→ **Given data**:
+++
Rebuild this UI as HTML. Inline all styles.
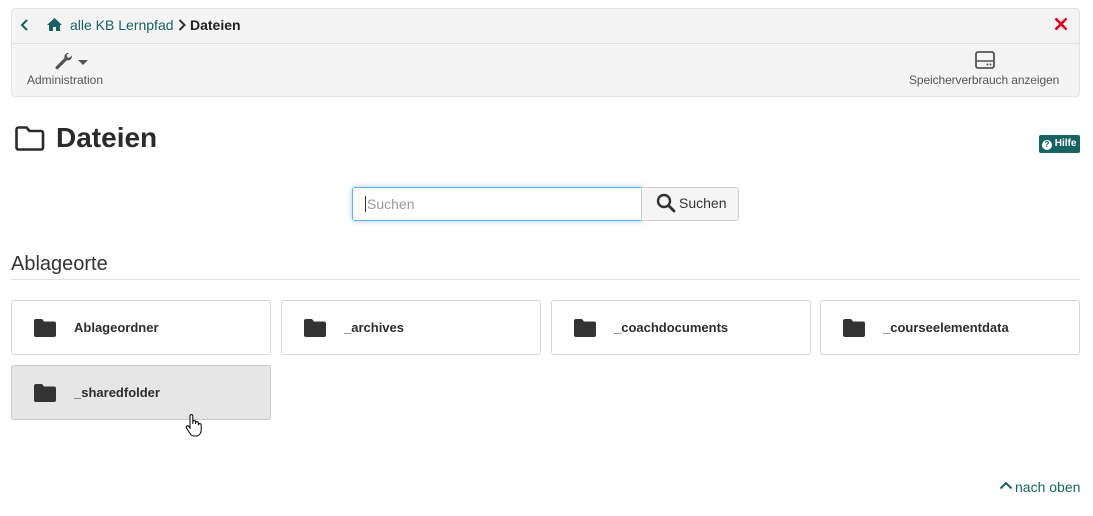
<!DOCTYPE html>
<html><head><meta charset="utf-8"><style>
*{box-sizing:border-box}
body{margin:0;width:1093px;height:516px;background:#fff;font-family:"Liberation Sans",Arial,sans-serif;color:#333;position:relative;overflow:hidden}
.abs{position:absolute}
.bar{left:11px;top:8px;width:1069px;height:89px;background:#f4f4f4;border:1px solid #e3e3e3;border-radius:4px}
.sep{left:0;top:34px;width:100%;height:1px;background:#e0e0e0}
.card{position:absolute;width:260px;height:55px;border:1px solid #d6d6d6;border-radius:3px;background:#fff}
.card .fi{position:absolute;left:22px;top:18px}
.card span{position:absolute;left:62px;top:19px;font-weight:bold;font-size:13px;color:#2d2d2d}
</style></head><body>
<div class="abs bar">
  <svg class="abs" style="left:8px;top:9px" width="10" height="14" viewBox="0 0 10 14"><path d="M7 2L2 7l5 5" stroke="#1c5f5c" stroke-width="2" fill="none"/></svg>
  <svg class="abs" style="left:34px;top:8px" width="17" height="15" viewBox="0 0 17 15"><path d="M8.5 1L1 8h2v6h4v-4h3v4h4V8h2z" fill="#176363"/></svg>
  <div class="abs" style="left:58px;top:8px;font-size:14px;color:#176363">alle KB Lernpfad</div>
  <svg class="abs" style="left:166px;top:10px" width="8" height="12" viewBox="0 0 8 12"><path d="M1.5 1l5 5-5 5" stroke="#333" stroke-width="2" fill="none"/></svg>
  <div class="abs" style="left:178px;top:8px;font-size:14px;font-weight:bold;color:#222">Dateien</div>
  <svg class="abs" style="left:1042px;top:8px" width="14" height="14" viewBox="0 0 14 14"><path d="M1.5 1.5l11 11M12.5 1.5l-11 11" stroke="#e0001a" stroke-width="2.6"/></svg>
  <div class="abs sep"></div>
  <svg class="abs" style="left:42px;top:43px" width="20" height="18" viewBox="0 0 20 18"><path d="M15 1a4 4 0 0 0-4.5 5L2 14.5a1.6 1.6 0 0 0 2.3 2.3L12.8 8.3A4 4 0 0 0 17.8 3.5l-2.3 2.3-2.2-.6-.6-2.2L15 1z" fill="#555"/></svg>
  <svg class="abs" style="left:66px;top:51px" width="10" height="6"><path d="M0 0h10L5 5z" fill="#555"/></svg>
  <div class="abs" style="left:15px;top:64px;font-size:12px;color:#555">Administration</div>
  <svg class="abs" style="left:963px;top:42px" width="20" height="18" viewBox="0 0 20 18"><rect x="1" y="1" width="18" height="16" rx="2" fill="none" stroke="#555" stroke-width="1.8"/><path d="M1 10h18" stroke="#555" stroke-width="1.6"/><circle cx="12.5" cy="13.5" r="1" fill="#555"/><circle cx="15.5" cy="13.5" r="1" fill="#555"/></svg>
  <div class="abs" style="left:897px;top:64px;font-size:12px;color:#555;letter-spacing:-0.1px">Speicherverbrauch anzeigen</div>
</div>
<svg class="abs" style="left:14px;top:125px" width="32" height="27" viewBox="0 0 32 27"><path d="M2.5 4.5a2 2 0 0 1 2-2h8l3 3.5h11.5a2 2 0 0 1 2 2v14.5a2 2 0 0 1-2 2h-22.5a2 2 0 0 1-2-2z" fill="none" stroke="#2b2b2b" stroke-width="2.6" stroke-linejoin="round"/></svg>
<div class="abs" style="left:56px;top:122px;font-size:28px;font-weight:bold;color:#2b2b2b">Dateien</div>
<div class="abs" style="left:1039px;top:135px;width:41px;height:18px;background:#176363;border-radius:2px;color:#fff;font-size:10px;font-weight:bold;line-height:18px;padding-left:3px"><span style="display:inline-block;width:10px;height:10px;border-radius:50%;background:#fff;color:#176363;font-size:8px;line-height:10px;text-align:center;vertical-align:-1px">?</span> Hilfe</div>
<div class="abs" style="left:352px;top:187px;width:290px;height:34px;border:1px solid #66afe9;border-radius:3px 0 0 3px;box-shadow:0 0 6px rgba(102,175,233,.6)"></div>
<div class="abs" style="left:365px;top:196px;font-size:14px;color:#999;border-left:1px solid #333;padding-left:1px;line-height:16px">Suchen</div>
<div class="abs" style="left:641px;top:187px;width:98px;height:34px;border:1px solid #ccc;border-radius:0 3px 3px 0;background:#f5f5f5"></div>
<svg class="abs" style="left:656px;top:193px" width="20" height="20" viewBox="0 0 20 20"><circle cx="8" cy="8" r="6" fill="none" stroke="#333" stroke-width="2.4"/><path d="M12.5 12.5l5.5 5.5" stroke="#333" stroke-width="2.8" stroke-linecap="round"/></svg>
<div class="abs" style="left:679px;top:195px;font-size:14px;color:#333">Suchen</div>
<div class="abs" style="left:11px;top:253px;font-size:20px;color:#333">Ablageorte</div>
<div class="abs" style="left:11px;top:279px;width:1069px;height:1px;background:#e3e3e3"></div>
<div class="card" style="left:11px;top:300px"><svg class="fi" width="22" height="18" viewBox="0 0 22 18"><path d="M0 2a2 2 0 0 1 2-2h6l2 2.5h10a2 2 0 0 1 2 2V16a2 2 0 0 1-2 2H2a2 2 0 0 1-2-2z" fill="#333"/></svg><span>Ablageordner</span></div>
<div class="card" style="left:281px;top:300px"><svg class="fi" width="22" height="18" viewBox="0 0 22 18"><path d="M0 2a2 2 0 0 1 2-2h6l2 2.5h10a2 2 0 0 1 2 2V16a2 2 0 0 1-2 2H2a2 2 0 0 1-2-2z" fill="#333"/></svg><span>_archives</span></div>
<div class="card" style="left:551px;top:300px"><svg class="fi" width="22" height="18" viewBox="0 0 22 18"><path d="M0 2a2 2 0 0 1 2-2h6l2 2.5h10a2 2 0 0 1 2 2V16a2 2 0 0 1-2 2H2a2 2 0 0 1-2-2z" fill="#333"/></svg><span>_coachdocuments</span></div>
<div class="card" style="left:820px;top:300px"><svg class="fi" width="22" height="18" viewBox="0 0 22 18"><path d="M0 2a2 2 0 0 1 2-2h6l2 2.5h10a2 2 0 0 1 2 2V16a2 2 0 0 1-2 2H2a2 2 0 0 1-2-2z" fill="#333"/></svg><span>_courseelementdata</span></div>
<div class="card" style="left:11px;top:365px;background:#e6e6e6;border-color:#c8c8c8"><svg class="fi" width="22" height="18" viewBox="0 0 22 18"><path d="M0 2a2 2 0 0 1 2-2h6l2 2.5h10a2 2 0 0 1 2 2V16a2 2 0 0 1-2 2H2a2 2 0 0 1-2-2z" fill="#333"/></svg><span>_sharedfolder</span></div>
<svg class="abs" style="left:185px;top:414px" width="18" height="24" viewBox="0 0 18 24"><path d="M5 2a1.4 1.4 0 0 1 2.8 0v8V8a1.4 1.4 0 0 1 2.8 0v2-1a1.4 1.4 0 0 1 2.8 0v2a1.4 1.4 0 0 1 2.8 0v5c0 3-2 6-5 6H9c-2 0-3-1-4-2.5L1.5 14a1.4 1.4 0 0 1 2.2-1.7L5 14z" fill="#fff" stroke="#000" stroke-width="1"/></svg>
<svg class="abs" style="left:999px;top:481px" width="14" height="9" viewBox="0 0 14 9"><path d="M1.5 7.5L7 2l5.5 5.5" stroke="#176363" stroke-width="2" fill="none"/></svg>
<div class="abs" style="left:1015px;top:479px;font-size:14px;color:#176363">nach oben</div>
</body></html>
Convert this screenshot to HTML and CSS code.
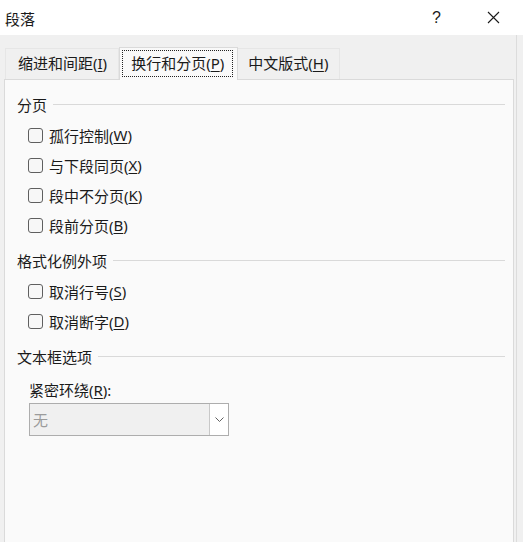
FILE: index.html
```html
<!DOCTYPE html>
<html lang="zh-CN">
<head>
    <meta charset="UTF-8">
    <title>段落</title>
    <link rel="stylesheet" href="styles.css">
</head>
<body>

    <div class="titlebar">
        <span class="title">段落</span>
        <span class="help">?</span>
        <span class="close">
            <svg width="13" height="13" viewBox="0 0 13 13"><path d="M1 1 L12 12 M12 1 L1 12" stroke="#1a1a1a" stroke-width="1.1" fill="none"/></svg>
        </span>
    </div>

    <div class="dialog">
        <div class="tabs">
            <div class="tab">缩进和间距(<u>I</u>)</div>
            <div class="tab active"><span class="focus">换行和分页(<u>P</u>)</span></div>
            <div class="tab">中文版式(<u>H</u>)</div>
        </div>

        <div class="panel">
            <div class="section">
                <div class="section-title"><span>分页</span></div>
                <label class="check"><span class="box"></span>孤行控制(<u>W</u>)</label>
                <label class="check"><span class="box"></span>与下段同页(<u>X</u>)</label>
                <label class="check"><span class="box"></span>段中不分页(<u>K</u>)</label>
                <label class="check"><span class="box"></span>段前分页(<u>B</u>)</label>
            </div>

            <div class="section">
                <div class="section-title"><span>格式化例外项</span></div>
                <label class="check"><span class="box"></span>取消行号(<u>S</u>)</label>
                <label class="check"><span class="box"></span>取消断字(<u>D</u>)</label>
            </div>

            <div class="section">
                <div class="section-title"><span>文本框选项</span></div>
                <div class="field-label">紧密环绕(<u>R</u>):</div>
                <div class="select">
                    <span class="value">无</span>
                    <span class="arrow">
                        <svg width="9" height="5" viewBox="0 0 9 5"><path d="M0.5 0.5 L4.5 4.5 L8.5 0.5" stroke="#606060" stroke-width="1" fill="none"/></svg>
                    </span>
                </div>
            </div>
        </div>
    </div>

</body>
</html>
```

FILE: styles.css
```css
* {
    box-sizing: border-box;
}

html, body {
    margin: 0;
    height: 100%;
}

body {
    font-family: "Noto Sans", "Noto Sans CJK SC", sans-serif;
    font-size: 15px;
    color: #1a1a1a;
    background-color: #f0f0f0;
    width: 523px;
    height: 542px;
    overflow: hidden;
    display: flex;
    flex-direction: column;
}

u {
    text-decoration: underline;
    text-underline-offset: 2px;
}

.titlebar {
    height: 35px;
    background: #fff;
    display: flex;
    align-items: center;
    padding-left: 5px;
    flex-shrink: 0;
}

.title {
    flex: 1;
    padding-top: 1px;
}

.help {
    font-family: "Liberation Sans", sans-serif;
    font-size: 16px;
    width: 14px;
    margin-right: 41px;
    padding-top: 1px;
}

.close {
    width: 13px;
    height: 13px;
    margin-right: 23px;
    display: flex;
}

.dialog {
    flex: 1;
    display: flex;
    flex-direction: column;
    padding: 12px 2px 0 4px;
    border-right: 1px solid #dcdcdc;
    margin-right: 6px;
}

.tabs {
    display: flex;
    height: 32px;
    align-items: flex-end;
    padding-left: 1px;
}

.tab {
    height: 31px;
    line-height: 29px;
    padding: 0 11px 0 12px;
    border: 1px solid #e6e6e6;
    border-bottom: none;
    background: #f0f0f0;
    white-space: nowrap;
}

.tab + .tab {
    border-left: none;
    padding: 0 11px 0 10px;
}

.tab.active {
    height: 33px;
    padding: 2px 4px 0 2px;
    background: #f9f9f9;
    border: 1px solid #dadada;
    border-bottom: none;
    margin-bottom: -1px;
    position: relative;
    z-index: 1;
}

.focus {
    display: block;
    height: 27px;
    line-height: 25px;
    padding: 0 8px 0 8px;
    border: 1px dotted #222;
}

.panel {
    flex: 1;
    background: #fafafa;
    border: 1px solid #dadada;
    border-bottom: none;
    padding: 14px 8px 0 11px;
}

.section + .section {
    margin-top: 10px;
}

.section-title {
    display: flex;
    align-items: center;
    height: 20px;
    margin-bottom: 6px;
    padding-left: 1px;
}

.section-title::after {
    content: "";
    flex: 1;
    height: 1px;
    background: #d9d9d9;
    margin-left: 6px;
    margin-top: 1px;
}

.check {
    display: flex;
    align-items: center;
    height: 30px;
    padding-left: 12px;
}

.box {
    width: 15px;
    height: 15px;
    border: 1px solid #5f5f5f;
    border-radius: 3px;
    background: #f7f7f7;
    margin-right: 6px;
}

.field-label {
    height: 20px;
    line-height: 20px;
    margin-top: 14px;
    padding-left: 13px;
}

.select {
    margin: 3px 0 0 13px;
    width: 200px;
    height: 33px;
    border: 1px solid #adadad;
    background: #f0f0f0;
    display: flex;
    align-items: center;
}

.select .value {
    flex: 1;
    color: #9b9b9b;
    padding-left: 3px;
}

.select .arrow {
    width: 19px;
    height: 100%;
    background: #fff;
    border-left: 1px solid #c8c8c8;
    display: flex;
    align-items: center;
    justify-content: center;
}
```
+++
→ **Work to be completed**:
Count how many lines of the data include the word "styles". Your reply should be that number alone.

→ **Problem solution**:
3